Tötet dieses unmenschliche Schindersystem.

Heinrich_Kraemer
20.02.2009, 23:10
kurze Ergänzung:

Zu Beginn der Industrialisierung ging man dann arbeiten, wenn man Geld benötigte, Hunger hatte. War man erfolgreich z.B. beim Angeln ging man auch den nächsten Tag nicht arbeiten usw.

Das stellte Probleme bei der Rationalisierung der Produktion dar. War das Wetter/ die Zeit gut - z.B. in die Pilze zu gehen -, kam kaum einer in die Fabrik. Man fing deshalb an für die Arbeiter Häuser in Fabriknähe zu bauen, um diese in ein Abhängigkeitsverhältnis zu bekommen. So wurde Schrittweise der Arbeiter an das Unternehmen gebunden.

Klopperhorst
21.02.2009, 09:15
kurze Ergänzung:

Zu Beginn der Industrialisierung ging man dann arbeiten, wenn man Geld benötigte, Hunger hatte. War man erfolgreich z.B. beim Angeln ging man auch den nächsten Tag nicht arbeiten usw....

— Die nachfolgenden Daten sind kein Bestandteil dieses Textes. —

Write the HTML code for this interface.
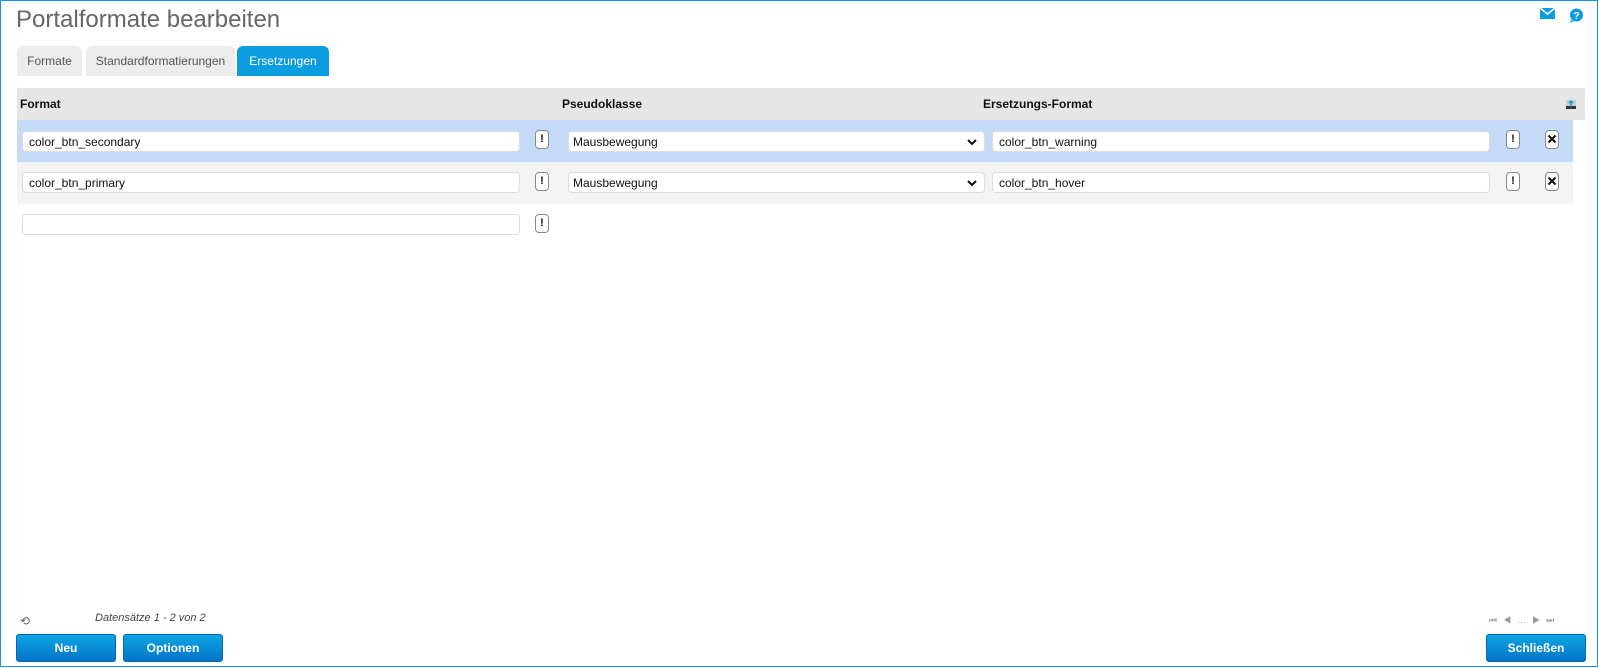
<!DOCTYPE html>
<html><head><meta charset="utf-8"><style>
*{box-sizing:border-box}
body{margin:0;width:1599px;height:668px;overflow:hidden;font-family:"Liberation Sans",Arial,sans-serif;background:#fff;position:relative}
.frame{position:absolute;left:0;top:0;width:1598px;height:667px;border:1px solid #1496dc}
.abs{position:absolute}
.title{left:16px;top:6px;font-size:24px;color:#666}
.tab{top:46px;height:30px;border-radius:6px 6px 0 0;background:#ececec;color:#555;font-size:12px;line-height:30px;text-align:center}
.tab.act{background:#0c9ce0;color:#fff}
.hdr{left:17px;top:88px;width:1568px;height:32px;background:#e6e6e6}
.hdr span{position:absolute;top:9px;font-size:12px;font-weight:bold;color:#111}
.row{left:17px;width:1556px;height:42px}
.inp{position:absolute;height:21px;background:#fff;border:1px solid #ddd;border-radius:4px;font-size:12px;line-height:20px;padding-left:6px;color:#111}
.ex{position:absolute;width:14px;height:19px;border:1px solid #888;border-radius:4px;background:#fff;font-size:11px;font-weight:bold;text-align:center;line-height:17px;color:#111}
.sel{position:absolute;height:21px;background:#fff;border:1px solid #ddd;border-radius:4px;font-size:12px;line-height:20px;padding-left:4px;color:#111}
.sel svg{position:absolute;right:7px;top:7px}
.btn{top:634px;height:28px;width:100px;border-radius:3px;background:linear-gradient(#0ba6e2,#0673c9);color:#fff;font-size:12px;font-weight:bold;text-align:center;line-height:27px;border:1px solid #0665b8}
</style></head><body>
<div class="frame"></div>
<div class="abs title">Portalformate bearbeiten</div>
<svg class="abs" style="left:1540px;top:8px" width="15" height="11" viewBox="0 0 15 11"><rect width="15" height="11" fill="#0c9ce0"/><path d="M0 0 L7.5 6 L15 0" stroke="#fff" stroke-width="1.5" fill="none"/></svg>
<svg class="abs" style="left:1569px;top:8px" width="15" height="15" viewBox="0 0 15 15"><circle cx="7.5" cy="7" r="6.5" fill="#0c9ce0"/><path d="M2 12 L1 15 L5 13Z" fill="#0c9ce0"/><text x="7.5" y="11" font-size="10" font-weight="bold" fill="#fff" text-anchor="middle" font-family="Liberation Sans">?</text></svg>
<div class="abs tab" style="left:17px;width:65px">Formate</div>
<div class="abs tab" style="left:86px;width:149px">Standardformatierungen</div>
<div class="abs tab act" style="left:237px;width:92px">Ersetzungen</div>
<div class="abs hdr"><span style="left:3px">Format</span><span style="left:545px">Pseudoklasse</span><span style="left:966px">Ersetzungs-Format</span>
<svg style="position:absolute;left:1549px;top:12px" width="10" height="9"><rect width="10" height="9" fill="#ccc"/><rect y="6" width="10" height="3" fill="#333"/><path d="M5 1V7M3 3L5 1L7 3" stroke="#0c9ce0" stroke-width="1.5" fill="none"/></svg></div>
<div class="abs row" style="top:120px;background:#c5daf7">
<div class="inp" style="left:5px;top:11px;width:498px">color_btn_secondary</div>
<div class="ex" style="left:518px;top:10px">!</div>
<div class="sel" style="left:551px;top:11px;width:417px">Mausbewegung<svg width="10" height="7"><path d="M1 1L5 5L9 1" stroke="#111" stroke-width="2" fill="none"/></svg></div>
<div class="inp" style="left:975px;top:11px;width:498px">color_btn_warning</div>
<div class="ex" style="left:1489px;top:10px">!</div>
<div class="ex" style="left:1528px;top:10px"><svg width="10" height="10" style="margin-top:3px"><path d="M1.5 1.5L8.5 8.5M8.5 1.5L1.5 8.5" stroke="#111" stroke-width="2"/></svg></div>
</div>
<div class="abs row" style="top:162px;background:#f3f3f3">
<div class="inp" style="left:5px;top:10px;width:498px">color_btn_primary</div>
<div class="ex" style="left:518px;top:10px">!</div>
<div class="sel" style="left:551px;top:10px;width:417px">Mausbewegung<svg width="10" height="7"><path d="M1 1L5 5L9 1" stroke="#111" stroke-width="2" fill="none"/></svg></div>
<div class="inp" style="left:975px;top:10px;width:498px">color_btn_hover</div>
<div class="ex" style="left:1489px;top:10px">!</div>
<div class="ex" style="left:1528px;top:10px"><svg width="10" height="10" style="margin-top:3px"><path d="M1.5 1.5L8.5 8.5M8.5 1.5L1.5 8.5" stroke="#111" stroke-width="2"/></svg></div>
</div>
<div class="inp abs" style="left:22px;top:214px;width:498px"></div>
<div class="ex abs" style="left:535px;top:214px">!</div>
<div class="abs" style="left:20px;top:614px;font-size:12px;color:#666">⟲</div>
<div class="abs" style="left:95px;top:612px;font-size:11px;font-style:italic;color:#444">Datensätze 1 - 2 von 2</div>
<div class="abs" style="left:1489px;top:615px;font-size:9px;color:#999;letter-spacing:6px">⏮◀…▶⏭</div>
<div class="abs btn" style="left:16px">Neu</div>
<div class="abs btn" style="left:123px">Optionen</div>
<div class="abs btn" style="left:1486px">Schließen</div>
</body></html>
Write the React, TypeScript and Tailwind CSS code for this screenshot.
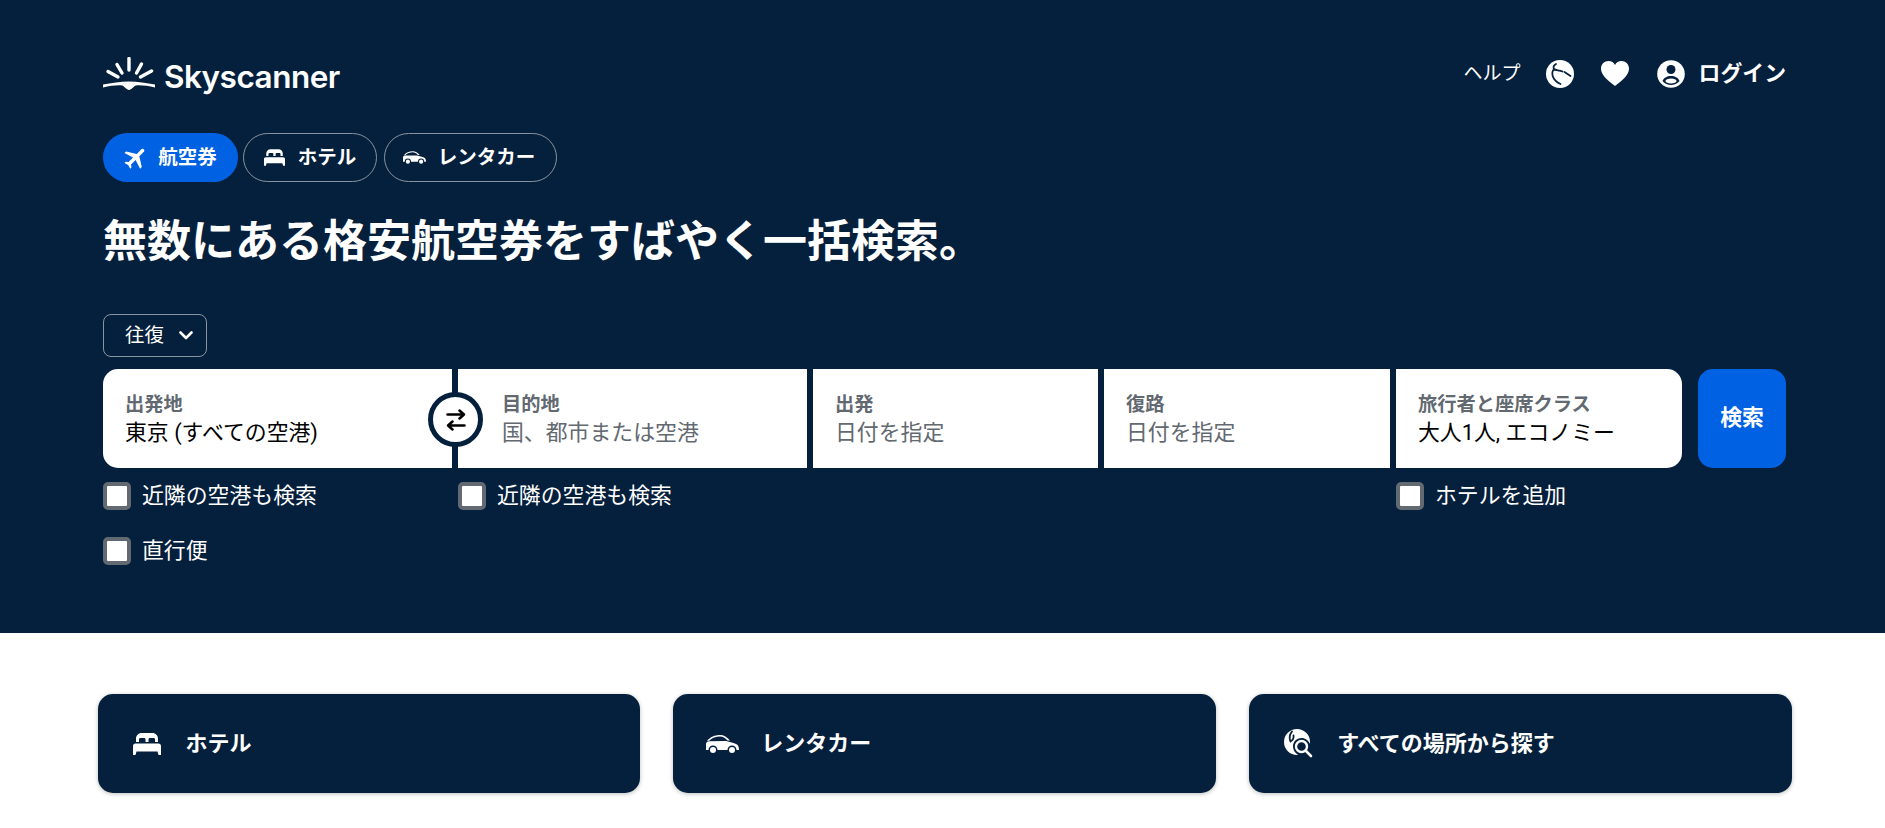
import React from "react";
import { MdFlight } from "react-icons/md";

const jp = "font-['Roboto','Noto_Sans_CJK_JP','Noto_Sans',sans-serif]";

function Logo() {
  return (
    <div className="flex items-start">
      <svg width="52" height="33" viewBox="0 0 52 33" className="text-white">
        <g stroke="currentColor" strokeWidth="3.4" strokeLinecap="round">
          <path d="M26 1.5V13" />
          <path d="M14 7.5L19 16" />
          <path d="M38.5 7L33.5 16" />
          <path d="M5 14.5L15 20" />
          <path d="M48.5 14L37.5 20" />
        </g>
        <path
          fill="currentColor"
          d="M0 27.5C8 26 18 24.5 26 24.5C34 24.5 44 26 52 27.5L52 30.5C45 29 38 28 33 28.5C30.5 29 28.500 33 26 33C23.500 33 21.500 29 19 28.500C14 28 7 29 0 30.500Z"
        />
      </svg>
      <span className="ml-[9px] mt-[2px] text-[31.5px] leading-[36px] font-semibold tracking-[-0.5px] text-white font-['Inter',sans-serif]">
        Skyscanner
      </span>
    </div>
  );
}

function BedIcon({ className }: { className: string }) {
  return (
    <svg viewBox="0 0 28 22" className={`shrink-0 ${className}`} fill="currentColor">
      <path d="M3 9V5.500C3 2.500 5.500 0 8.500 0h11C22.500 0 25 2.500 25 5.500V9h-3V6.500C22 5.500 21.500 5 20.500 5h-3.500C16 5 15.500 5.500 15.500 6.500V9h-3V6.500C12.500 5.500 12 5 11 5H7.500C6.500 5 6 5.500 6 6.500V9Z" />
      <path d="M2.500 10.500h23C27 10.500 28 11.500 28 13v9h-2.500l-1-3.500h-21l-1 3.500H0v-9c0-1.500 1-2.500 2.500-2.500Z" />
    </svg>
  );
}

function CarIcon({ className }: { className: string }) {
  return (
    <svg viewBox="0 0 33 18" className={`shrink-0 ${className}`} fill="currentColor">
      <path d="M1 6C4 2 9 0 14 0C18 0 21 2 24 5.500H21.500C19 3 17 1.500 14 1.500C10 1.500 6 3 3.500 5.500Z" />
      <path d="M0 15V9C0 7.500 1.500 6.500 3 6.300L20 6C24 7 28 8 30 9C32 10 33 11.500 33 15H30.500A4.500 4.500 0 0 0 21.500 15H11.500A4.500 4.500 0 0 0 2.500 15Z" />
      <circle cx="7" cy="15" r="3" />
      <circle cx="26" cy="15" r="3" />
    </svg>
  );
}

function GlobeIcon() {
  return (
    <svg viewBox="0 0 28 28" className="w-7 h-7 text-white" fill="currentColor">
      <circle cx="14" cy="14" r="14" />
      <path
        fill="none"
        stroke="#05203c"
        strokeWidth="1.800"
        strokeLinecap="round"
        d="M10 4C7.500 5.500 7 7.500 8 9C9.500 10.500 13 10 16.500 11.500M8 9C5 12.500 5.500 20 14.500 24M18.500 12L24.500 16"
      />
    </svg>
  );
}

function AccountIcon() {
  return (
    <svg viewBox="0 0 28 28" className="w-7 h-7 text-white" fill="currentColor">
      <circle cx="14" cy="14" r="13.800" />
      <circle cx="14" cy="9.500" r="4.500" fill="#05203c" />
      <path fill="#05203c" d="M5.500 21C6.500 18 10 16 14 16S21.500 18 22.500 21C20.500 23.500 17 25 14 25S7.500 23.500 5.500 21Z" />
      <ellipse cx="14" cy="21" rx="5.500" ry="2.600" fill="#fff" />
    </svg>
  );
}

function HeartIcon() {
  return (
    <svg viewBox="0 0 28 25" className="w-7 h-[25px] text-white" fill="currentColor">
      <path d="M14 25C5 18 0 13.500 0 7.500C0 3 3.500 0 7.500 0C10.500 0 12.800 1.500 14 4C15.200 1.500 17.500 0 20.500 0C24.500 0 28 3 28 7.500C28 13.500 23 18 14 25Z" />
    </svg>
  );
}

function SearchGlobeIcon() {
  return (
    <svg viewBox="0 0 29 29" className="w-[29px] h-[29px] shrink-0 text-white" fill="none">
      <path
        fill="currentColor"
        d="M13 0A13 13 0 0 1 26 13C26 13.800 26 14 25.800 14.800C24.500 11.500 21.500 9 17.500 9C12.500 9 9 13 9 17.500C9 21 11 24 14 25.800C13.500 26 13.300 26 13 26A13 13 0 0 1 13 0Z"
      />
      <path stroke="#05203c" strokeWidth="1.800" strokeLinecap="round" d="M8 2.500C5.500 5.500 5 9 6.500 12.500C9 11 10 9 9.500 6.500" />
      <path fill="currentColor" d="M3 15C4 19.500 7.500 23 11 24C8.500 22 6.500 18.500 6 15Z" />
      <circle cx="17.500" cy="17.500" r="5.500" stroke="currentColor" strokeWidth="2.400" />
      <path stroke="currentColor" strokeWidth="2.600" strokeLinecap="round" d="M22 22L27 27" />
    </svg>
  );
}

function SwapIcon() {
  return (
    <svg viewBox="0 0 20 22" className="w-5 h-[22px]" fill="none" stroke="#000" strokeWidth="2.500" strokeLinecap="round" strokeLinejoin="round">
      <path d="M1.500 5.500H18M13.500 1.500L18 5.500L13.500 9.500" />
      <path d="M18.500 16.500H2M6.500 12.500L2 16.500L6.500 20.500" />
    </svg>
  );
}

function Checkbox({ label, className }: { label: string; className?: string }) {
  return (
    <label className={`flex items-center ${className ?? ""}`}>
      <span className="w-[28px] h-[28px] rounded-[5px] border-[4px] border-[#626971] bg-white" />
      <span className="ml-[11px] text-[21.875px] leading-[28px] text-white">{label}</span>
    </label>
  );
}

function Field({ label, value, placeholder, className }: { label: string; value: string; placeholder?: boolean; className: string }) {
  return (
    <div className={`bg-white h-[99px] pt-[2px] flex flex-col justify-center ${className}`}>
      <div className="text-[19.25px] leading-[25px] font-bold text-[#626971]">{label}</div>
      <div className={`text-[21.875px] leading-[31px] ${placeholder ? "text-[#626971]" : "text-black"}`}>{value}</div>
    </div>
  );
}

function Tab({ icon, label, active, className }: { icon: React.ReactNode; label: string; active?: boolean; className: string }) {
  return (
    <button
      className={`h-[49px] rounded-full flex items-center justify-center text-[19.5px] font-bold text-white ${
        active ? "bg-[#0062e3]" : "border border-[#8a94a0]"
      } ${className}`}
    >
      {icon}
      <span>{label}</span>
    </button>
  );
}

function LinkCard({ icon, label }: { icon: React.ReactNode; label: string }) {
  return (
    <div className="h-[99px] rounded-[15px] bg-[#05203c] shadow-[0_1px_4px_rgba(37,32,31,0.3)] flex items-center pl-[33px] text-white">
      <div className="w-[33px] flex justify-center">{icon}</div>
      <div className="ml-[22px] text-[22px] font-bold">{label}</div>
    </div>
  );
}

export default function App() {
  return (
    <div className={`bg-white ${jp}`}>
      <div className="bg-[#05203c] h-[633px] pl-[103px] pr-[99px] pt-[57px]">
        <div className="flex justify-between items-start">
          <Logo />
          <div className="flex items-center h-[33px] text-white">
            <span className="pt-[2px] text-[19px]">ヘルプ</span>
            <div className="ml-[25px]">
              <GlobeIcon />
            </div>
            <div className="ml-[27px]">
              <HeartIcon />
            </div>
            <div className="ml-[28px]">
              <AccountIcon />
            </div>
            <span className="ml-[14px] pt-[1px] text-[21.875px] font-bold">ログイン</span>
          </div>
        </div>

        <div className="flex mt-[38px] gap-[5px]">
          <Tab
            active
            className="w-[135px] pr-[2px]"
            icon={<MdFlight className="w-[28px] h-[28px] rotate-45 mr-[8px]" />}
            label="航空券"
          />
          <Tab className="w-[134px]" icon={<BedIcon className="w-[21px] h-[17px] mr-[13px]" />} label="ホテル" />
          <Tab className="w-[173px] ml-[2px] pr-[3px]" icon={<CarIcon className="w-[23px] h-[13px] mr-[12px]" />} label="レンタカー" />
        </div>

        <h1 className="mt-[27px] text-[44px] leading-[66px] font-bold text-white">
          無数にある格安航空券をすばやく一括検索。
        </h1>

        <button className="mt-[39px] w-[104px] h-[43px] rounded-[8px] border border-[#8a94a0] flex items-center pl-[21px] text-white text-[19.5px]">
          往復
          <svg viewBox="0 0 14 9" className="w-[14px] h-[9px] ml-[15px]" fill="none" stroke="currentColor" strokeWidth="2.600" strokeLinecap="round" strokeLinejoin="round">
            <path d="M1.500 1.500L7 7L12.500 1.500" />
          </svg>
        </button>

        <div className="flex mt-[12px]">
          <div className="relative flex gap-[6px] rounded-[15px] overflow-hidden">
            <Field className="w-[349px] pl-[22px]" label="出発地" value="東京 (すべての空港)" />
            <Field className="w-[349px] pl-[44px]" label="目的地" value="国、都市または空港" placeholder />
            <Field className="w-[285px] pl-[22px]" label="出発" value="日付を指定" placeholder />
            <Field className="w-[286px] pl-[22px]" label="復路" value="日付を指定" placeholder />
            <Field className="w-[286px] pl-[22px]" label="旅行者と座席クラス" value="大人1人, エコノミー" />
            <div className="absolute left-[325px] top-[23px] w-[55px] h-[55px] rounded-full bg-white border-[5px] border-[#05203c] flex items-center justify-center">
              <SwapIcon />
            </div>
          </div>
          <button className="ml-[16px] w-[88px] h-[99px] rounded-[15px] bg-[#0062e3] text-white text-[21.875px] font-bold">
            検索
          </button>
        </div>

        <div className="flex mt-[14px]">
          <div className="w-[355px]">
            <Checkbox label="近隣の空港も検索" />
          </div>
          <div className="w-[938px]">
            <Checkbox label="近隣の空港も検索" />
          </div>
          <Checkbox label="ホテルを追加" />
        </div>
        <Checkbox className="mt-[27px]" label="直行便" />
      </div>

      <div className="grid grid-cols-3 gap-[33px] pl-[97.5px] pr-[93px] pt-[61px] h-[195px] bg-white">
        <LinkCard icon={<BedIcon className="w-[28px] h-[22px]" />} label="ホテル" />
        <LinkCard icon={<CarIcon className="w-[33px] h-[18px]" />} label="レンタカー" />
        <LinkCard icon={<SearchGlobeIcon />} label="すべての場所から探す" />
      </div>
    </div>
  );
}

Angeln ist ein guter Punkt. Ich bin selbst Angler und würde ja nie auf die Idee kommen, jeden Tag angeln zu gehen. Erstens: Weil nicht jeden Tag was beisst und zweitens, weil man nicht jeden Tag Fisch essen will und einem das Erlebnis des Angelns bei monotoner Wiederholung völlig verloren geht.

Erst die Spezialisierung der Arbeitsbereiche, die Erschaffung von Fachidioten usw. hat dazu geführt, daß wir täglich den gleichen Dreck machen müssen.